Sunday 19 May 2013

The will of Dr. Arthur Walton Rowe.

Pressing ahead with my investigation into the TDC art & artifact collection I now have the benefits of the Margate Historical Society research engine. I have now drawn the conclusion that no individual or group of individuals are responsible  and the problem is entirely due to the fact that this entire mess is down to TDC giving the collection such a low priority for thirty nine years.
Surely someone at TDC must have realized when they embarked on art, culture and heritage as a regeneration project that they themselves are sitting on a collection once described in their own reports as a "seaside history collection of national importance".

 One of the get outs I am expecting from TDC is that the problems are "historic" and I have had early indicators that this maybe the case for the defence . However it is by research as far back to the very roots of the collection that a full understanding of the provenance of the collection needs to be established something that has never been done.   So with the benefits of the Margate Historical Society research engine we are looking into the will of Dr. Arthur Rowe  whose bequest in 1926 formed the very roots of the collection.We already have a list of items from Dr. Rowe's notes of  72 pictures and prints  he bequeathed to the town of Margate in 1926. So what does the will have to say ?

The trustees of the will were Dr. Rowe's son in law Francis Lamont Cassidy and Margate solicitor Cyril Collingwood Maughan.  Given the amount of the items given to the Corporation of Margate there is not a lot of detail.
 On page 2 of the will  items 6 & 7 read as follows;

"I direct my trustees to offer my collection of Fossils to the British Museum (natural history) through Dr.

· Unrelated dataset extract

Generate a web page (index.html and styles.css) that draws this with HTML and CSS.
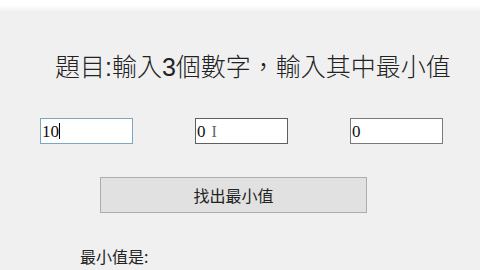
FILE: index.html
```html
<!DOCTYPE html>
<html lang="zh-Hant">
<head>
    <meta charset="UTF-8">
    <title>最小值</title>
    <link rel="stylesheet" href="styles.css">
</head>
<body>
    <div class="titlebar"></div>
    <div class="form">
        <h1 class="question">題目:輸入3個數字，輸入其中最小值</h1>
        <div class="inputs">
            <div class="textbox focused">10<span class="caret"></span></div>
            <div class="textbox hover">0<span class="ibeam">I</span></div>
            <div class="textbox">0</div>
        </div>
        <div class="actions">
            <button class="find">找出最小值</button>
        </div>
        <p class="result">最小值是:</p>
    </div>
</body>
</html>
```

FILE: styles.css
```css
body {
    margin: 0;
    background: #f0f0f0;
    font-family: "Liberation Sans", "Noto Sans CJK TC", sans-serif;
    color: #1a1a1a;
    overflow: hidden;
}
.titlebar {
    height: 12px;
    background: linear-gradient(#ffffff 0, #ffffff 5px, #f0f0f0 12px);
}
.form {
    display: flex;
    flex-direction: column;
}
.question {
    margin: 38px 0 0 55px;
    font-size: 25px;
    font-weight: 300;
    line-height: 34px;
    letter-spacing: 0;
    color: #222;
}
.inputs {
    display: flex;
    gap: 62px;
    margin: 34px 0 0 40px;
}
.textbox {
    box-sizing: border-box;
    width: 93px;
    height: 26px;
    padding: 3px 1px 0;
    background: #fff;
    border: 1px solid #7a7a7a;
    font-family: "Liberation Serif", "Noto Sans CJK TC", serif;
    font-size: 17px;
    line-height: 19px;
    color: #111;
}
.textbox.focused {
    border-color: #7ea6be;
}
.textbox.hover {
    border-color: #5f5f5f;
}
.caret {
    display: inline-block;
    width: 1px;
    height: 16px;
    vertical-align: -2px;
    background: #000;
}
.ibeam {
    margin-left: 6px;
    color: #666;
    font-size: 16px;
}
.actions {
    margin: 33px 0 0 100px;
}
.find {
    width: 267px;
    height: 36px;
    background: #e1e1e1;
    border: 1px solid #adadad;
    border-radius: 0;
    font-family: "Noto Sans CJK TC", sans-serif;
    font-size: 16px;
    color: #222;
}
.result {
    margin: 33px 0 0 80px;
    font-family: "Noto Sans CJK TC", sans-serif;
    font-size: 16px;
    line-height: 20px;
    color: #222;
}
```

F A Bather F R S Keeper of the Geological Department for a sum of no less than five hundreds pounds and if this offer is not accepted I give this collection to the Sedgwick Museum Cambridge . My Trustees shall also offer  to the British Museum my collection of local pottery"

"Should the Corporation of Margate wish to have my collection of books pictures and prints and are in a position adequately to house them but not otherwise I bequeath these articles to the Corporation"

Dr Rowe also had a shell collection in cabinets but these were bequeathed to "my faithful and  trusted  scientific colleague Miss Gladys Tansley". This does rule out that any of the 17,000 sea shells owned by TDC are part of the Rowe bequest. However it does state clearly that Dr. Rowe's collection of books,pictures and prints  were bequethed to the Corporation of Margate. In 1934 it was published that the Borough of Margate had 2075 items from the Rowe bequest and that is the start of the paper trail that will eventually lead to local government changeover in 1974. There is no mention of archaeological items.